IDC feels that after seven quarters of pain, there’s good news ahead.
“Total shipments have now declined for seven consecutive quarters, and even the holiday shopping season was unable to inspire a turn in consumer spending,” VP Loren Loverde said in a statement. “Although U.S. growth slipped a little in the fourth quarter, other regions all improved, reinforcing our view that growth rates will continue to improve gradually during 2014 despite remaining in negative territory.”
I suppose that when results have been truly awful, less bad becomes good.
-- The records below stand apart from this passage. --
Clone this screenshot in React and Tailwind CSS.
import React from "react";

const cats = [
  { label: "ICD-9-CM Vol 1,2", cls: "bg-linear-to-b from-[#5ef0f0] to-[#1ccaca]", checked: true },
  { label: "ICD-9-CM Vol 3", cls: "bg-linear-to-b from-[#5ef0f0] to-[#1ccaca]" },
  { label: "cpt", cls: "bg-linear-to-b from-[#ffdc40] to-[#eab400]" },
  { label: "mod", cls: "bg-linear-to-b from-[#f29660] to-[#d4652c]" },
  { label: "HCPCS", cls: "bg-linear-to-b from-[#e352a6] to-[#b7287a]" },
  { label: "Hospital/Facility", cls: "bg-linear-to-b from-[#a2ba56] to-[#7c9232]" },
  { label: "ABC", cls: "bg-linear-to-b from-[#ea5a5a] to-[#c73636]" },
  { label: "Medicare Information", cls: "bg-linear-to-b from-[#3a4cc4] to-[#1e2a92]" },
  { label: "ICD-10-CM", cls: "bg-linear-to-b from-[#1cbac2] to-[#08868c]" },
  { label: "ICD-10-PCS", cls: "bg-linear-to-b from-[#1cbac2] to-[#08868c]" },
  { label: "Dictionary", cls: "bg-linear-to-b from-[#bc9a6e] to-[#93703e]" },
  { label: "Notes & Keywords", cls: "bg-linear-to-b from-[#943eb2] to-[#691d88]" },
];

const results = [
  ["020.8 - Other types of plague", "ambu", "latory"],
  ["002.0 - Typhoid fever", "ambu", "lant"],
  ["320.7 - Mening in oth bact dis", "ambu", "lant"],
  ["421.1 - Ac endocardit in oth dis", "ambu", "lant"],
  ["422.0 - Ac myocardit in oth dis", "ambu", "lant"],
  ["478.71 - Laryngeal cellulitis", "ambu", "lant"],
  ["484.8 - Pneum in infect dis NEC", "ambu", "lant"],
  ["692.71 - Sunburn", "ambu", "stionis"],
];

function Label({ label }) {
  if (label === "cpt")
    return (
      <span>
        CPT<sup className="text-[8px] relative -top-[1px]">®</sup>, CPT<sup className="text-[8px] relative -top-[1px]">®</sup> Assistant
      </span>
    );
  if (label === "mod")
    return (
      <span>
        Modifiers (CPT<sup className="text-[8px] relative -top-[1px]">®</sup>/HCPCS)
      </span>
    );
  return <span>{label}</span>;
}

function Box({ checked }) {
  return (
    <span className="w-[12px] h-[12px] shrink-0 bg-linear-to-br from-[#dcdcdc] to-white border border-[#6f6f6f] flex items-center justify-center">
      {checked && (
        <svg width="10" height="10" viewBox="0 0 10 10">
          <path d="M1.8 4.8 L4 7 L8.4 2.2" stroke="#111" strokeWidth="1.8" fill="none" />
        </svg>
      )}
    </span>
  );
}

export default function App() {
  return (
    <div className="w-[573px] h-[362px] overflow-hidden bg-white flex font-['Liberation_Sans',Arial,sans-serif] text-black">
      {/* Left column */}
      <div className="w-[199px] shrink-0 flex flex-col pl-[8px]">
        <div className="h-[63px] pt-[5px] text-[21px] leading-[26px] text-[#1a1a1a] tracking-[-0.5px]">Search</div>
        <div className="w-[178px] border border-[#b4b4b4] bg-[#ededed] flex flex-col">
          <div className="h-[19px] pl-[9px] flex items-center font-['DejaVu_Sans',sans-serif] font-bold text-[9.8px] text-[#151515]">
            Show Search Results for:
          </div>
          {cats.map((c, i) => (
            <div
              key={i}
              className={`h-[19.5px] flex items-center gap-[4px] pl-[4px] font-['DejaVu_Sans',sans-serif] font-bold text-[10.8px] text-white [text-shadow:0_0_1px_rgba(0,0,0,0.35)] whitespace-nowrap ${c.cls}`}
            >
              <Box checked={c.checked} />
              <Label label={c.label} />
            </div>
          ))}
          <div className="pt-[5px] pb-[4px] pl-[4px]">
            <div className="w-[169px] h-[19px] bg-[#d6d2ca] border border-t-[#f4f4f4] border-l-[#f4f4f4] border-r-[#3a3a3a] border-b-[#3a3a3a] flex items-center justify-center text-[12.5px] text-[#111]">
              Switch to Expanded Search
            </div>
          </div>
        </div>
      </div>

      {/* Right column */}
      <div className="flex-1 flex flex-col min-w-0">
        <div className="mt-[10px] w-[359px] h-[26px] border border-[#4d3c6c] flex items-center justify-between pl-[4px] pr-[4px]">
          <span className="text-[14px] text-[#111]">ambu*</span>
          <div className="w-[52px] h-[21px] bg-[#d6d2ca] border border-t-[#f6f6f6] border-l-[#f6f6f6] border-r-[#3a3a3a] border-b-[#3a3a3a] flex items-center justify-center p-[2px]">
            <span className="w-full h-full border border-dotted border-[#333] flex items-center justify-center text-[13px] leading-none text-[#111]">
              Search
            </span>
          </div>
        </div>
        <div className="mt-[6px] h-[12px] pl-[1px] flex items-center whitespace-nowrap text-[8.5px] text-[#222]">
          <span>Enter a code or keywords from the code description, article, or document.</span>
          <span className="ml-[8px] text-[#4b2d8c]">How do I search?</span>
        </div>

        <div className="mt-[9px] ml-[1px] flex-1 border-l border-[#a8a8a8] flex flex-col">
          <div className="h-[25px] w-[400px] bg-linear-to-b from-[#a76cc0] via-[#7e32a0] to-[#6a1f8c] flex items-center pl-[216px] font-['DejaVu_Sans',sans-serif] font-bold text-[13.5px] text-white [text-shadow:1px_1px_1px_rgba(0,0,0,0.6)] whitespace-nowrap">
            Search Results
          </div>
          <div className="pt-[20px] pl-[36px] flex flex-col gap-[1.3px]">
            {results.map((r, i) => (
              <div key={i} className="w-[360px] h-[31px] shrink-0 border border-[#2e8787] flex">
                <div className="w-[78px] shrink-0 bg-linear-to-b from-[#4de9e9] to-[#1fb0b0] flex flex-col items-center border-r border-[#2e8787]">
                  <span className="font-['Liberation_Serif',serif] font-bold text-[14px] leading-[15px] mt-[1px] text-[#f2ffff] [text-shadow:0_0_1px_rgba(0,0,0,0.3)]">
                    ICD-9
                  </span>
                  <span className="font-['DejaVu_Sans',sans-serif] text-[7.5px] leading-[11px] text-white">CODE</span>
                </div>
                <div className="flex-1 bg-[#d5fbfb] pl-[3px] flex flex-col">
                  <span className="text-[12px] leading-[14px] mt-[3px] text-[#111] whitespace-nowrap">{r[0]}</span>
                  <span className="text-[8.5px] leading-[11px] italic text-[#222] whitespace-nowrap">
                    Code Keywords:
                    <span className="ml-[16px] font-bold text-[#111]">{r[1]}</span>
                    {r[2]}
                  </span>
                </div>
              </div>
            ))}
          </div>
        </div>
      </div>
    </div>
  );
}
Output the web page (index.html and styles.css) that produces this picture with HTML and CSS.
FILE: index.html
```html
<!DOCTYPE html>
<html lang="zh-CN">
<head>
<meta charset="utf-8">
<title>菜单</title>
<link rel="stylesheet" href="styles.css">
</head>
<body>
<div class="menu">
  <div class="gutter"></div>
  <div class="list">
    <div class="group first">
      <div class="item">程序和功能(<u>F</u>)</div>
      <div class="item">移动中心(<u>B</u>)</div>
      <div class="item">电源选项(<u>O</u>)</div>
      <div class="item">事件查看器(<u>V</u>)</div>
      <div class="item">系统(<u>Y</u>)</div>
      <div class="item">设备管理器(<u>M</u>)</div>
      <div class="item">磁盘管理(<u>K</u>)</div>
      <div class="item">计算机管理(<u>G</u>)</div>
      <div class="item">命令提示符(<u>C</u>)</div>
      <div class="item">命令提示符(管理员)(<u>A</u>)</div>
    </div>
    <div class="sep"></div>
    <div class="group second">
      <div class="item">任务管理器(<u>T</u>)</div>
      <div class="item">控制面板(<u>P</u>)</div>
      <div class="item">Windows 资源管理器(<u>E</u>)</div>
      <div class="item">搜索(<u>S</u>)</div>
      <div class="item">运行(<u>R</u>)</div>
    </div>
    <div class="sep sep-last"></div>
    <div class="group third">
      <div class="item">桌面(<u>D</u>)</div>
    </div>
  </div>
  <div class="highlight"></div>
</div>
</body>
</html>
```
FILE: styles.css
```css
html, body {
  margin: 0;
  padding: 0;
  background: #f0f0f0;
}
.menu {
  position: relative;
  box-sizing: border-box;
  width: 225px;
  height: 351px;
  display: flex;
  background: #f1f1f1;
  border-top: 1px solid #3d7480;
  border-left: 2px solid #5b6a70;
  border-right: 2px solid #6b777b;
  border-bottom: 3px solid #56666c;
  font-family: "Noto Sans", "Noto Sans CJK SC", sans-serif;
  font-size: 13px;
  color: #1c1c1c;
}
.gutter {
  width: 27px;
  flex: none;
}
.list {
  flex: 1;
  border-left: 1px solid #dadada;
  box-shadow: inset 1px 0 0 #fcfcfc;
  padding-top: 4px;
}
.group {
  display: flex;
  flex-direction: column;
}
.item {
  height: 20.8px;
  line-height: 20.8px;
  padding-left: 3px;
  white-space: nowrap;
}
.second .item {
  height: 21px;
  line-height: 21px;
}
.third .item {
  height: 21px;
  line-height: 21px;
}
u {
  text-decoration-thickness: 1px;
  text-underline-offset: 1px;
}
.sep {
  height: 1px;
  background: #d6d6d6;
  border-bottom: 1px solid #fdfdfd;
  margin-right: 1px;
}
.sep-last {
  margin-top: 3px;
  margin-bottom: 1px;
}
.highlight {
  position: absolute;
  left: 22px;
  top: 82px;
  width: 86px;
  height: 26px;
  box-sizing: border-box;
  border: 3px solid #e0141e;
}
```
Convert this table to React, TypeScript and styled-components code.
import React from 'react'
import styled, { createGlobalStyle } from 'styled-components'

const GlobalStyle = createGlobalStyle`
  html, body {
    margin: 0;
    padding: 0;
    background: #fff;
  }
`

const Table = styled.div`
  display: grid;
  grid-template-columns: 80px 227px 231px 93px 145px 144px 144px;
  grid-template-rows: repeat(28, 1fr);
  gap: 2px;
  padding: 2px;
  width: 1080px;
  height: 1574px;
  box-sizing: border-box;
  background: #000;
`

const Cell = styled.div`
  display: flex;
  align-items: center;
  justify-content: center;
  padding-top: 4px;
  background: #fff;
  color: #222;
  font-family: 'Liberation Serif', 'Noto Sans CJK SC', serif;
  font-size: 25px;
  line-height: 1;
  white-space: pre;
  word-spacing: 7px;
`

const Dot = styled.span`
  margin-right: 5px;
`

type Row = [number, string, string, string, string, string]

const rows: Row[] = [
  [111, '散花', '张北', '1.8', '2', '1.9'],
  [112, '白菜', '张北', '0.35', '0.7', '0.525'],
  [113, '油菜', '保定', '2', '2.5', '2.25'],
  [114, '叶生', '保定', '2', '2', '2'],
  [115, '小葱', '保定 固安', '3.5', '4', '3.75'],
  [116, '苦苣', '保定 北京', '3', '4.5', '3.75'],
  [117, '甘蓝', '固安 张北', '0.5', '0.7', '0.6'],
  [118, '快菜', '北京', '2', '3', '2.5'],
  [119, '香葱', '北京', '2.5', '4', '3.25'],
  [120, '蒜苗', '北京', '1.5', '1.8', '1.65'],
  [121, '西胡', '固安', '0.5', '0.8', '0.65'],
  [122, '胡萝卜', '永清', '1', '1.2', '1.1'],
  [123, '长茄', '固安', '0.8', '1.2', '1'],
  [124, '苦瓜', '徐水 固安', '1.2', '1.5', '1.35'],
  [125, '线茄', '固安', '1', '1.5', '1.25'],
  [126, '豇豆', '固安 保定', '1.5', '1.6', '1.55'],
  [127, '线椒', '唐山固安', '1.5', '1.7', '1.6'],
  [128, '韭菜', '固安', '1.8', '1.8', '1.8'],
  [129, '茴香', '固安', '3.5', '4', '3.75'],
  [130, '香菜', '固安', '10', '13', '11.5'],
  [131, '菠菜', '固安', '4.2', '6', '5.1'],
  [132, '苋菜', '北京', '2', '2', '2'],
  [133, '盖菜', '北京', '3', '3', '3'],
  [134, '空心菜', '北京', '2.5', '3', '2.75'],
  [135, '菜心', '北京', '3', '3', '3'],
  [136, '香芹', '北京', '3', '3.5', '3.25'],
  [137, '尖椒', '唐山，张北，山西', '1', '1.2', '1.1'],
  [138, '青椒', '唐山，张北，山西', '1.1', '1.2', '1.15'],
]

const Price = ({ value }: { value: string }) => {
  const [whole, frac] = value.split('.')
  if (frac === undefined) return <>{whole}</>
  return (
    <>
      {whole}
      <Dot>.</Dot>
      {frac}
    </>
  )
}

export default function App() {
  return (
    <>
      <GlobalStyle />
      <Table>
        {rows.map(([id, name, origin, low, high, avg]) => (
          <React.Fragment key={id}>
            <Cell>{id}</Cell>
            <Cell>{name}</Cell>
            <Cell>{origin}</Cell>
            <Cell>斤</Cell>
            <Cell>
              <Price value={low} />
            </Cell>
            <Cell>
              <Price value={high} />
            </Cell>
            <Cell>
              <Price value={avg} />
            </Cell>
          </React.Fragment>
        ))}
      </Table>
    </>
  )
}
But the true pain, of course, is reserved for Acer.
The low-price leader is slipping badly, with annual shipments down a massive 28.5 percent, dropping from 33.6 million units in 2012 to just 24 million in 2013. Acer didn’t even make the top five vendors list in the U.S. for either the fourth quarter or the full year.
Google’s rising category of Chromebooks is helping some companies grow, including Apple rival Samsung:
“Asian majors like Lenovo and Samsung achieved strong double-digit growth, driven partly by a modest commercial uptick and partly due to retail acceptance of their emerging product categories, such as Chromebooks,” senior analyst Rajani Singh said.
IDC, of course, is not counting tablet sales as part of PC shipments, which some analysts have argued is a mistake. Including tablets, which are outselling PCs now — and are forecast to outsell PCs by a 7-to-1 margin in 2017 — Apple is still a top PC manufacturer, and still in positive growth territory.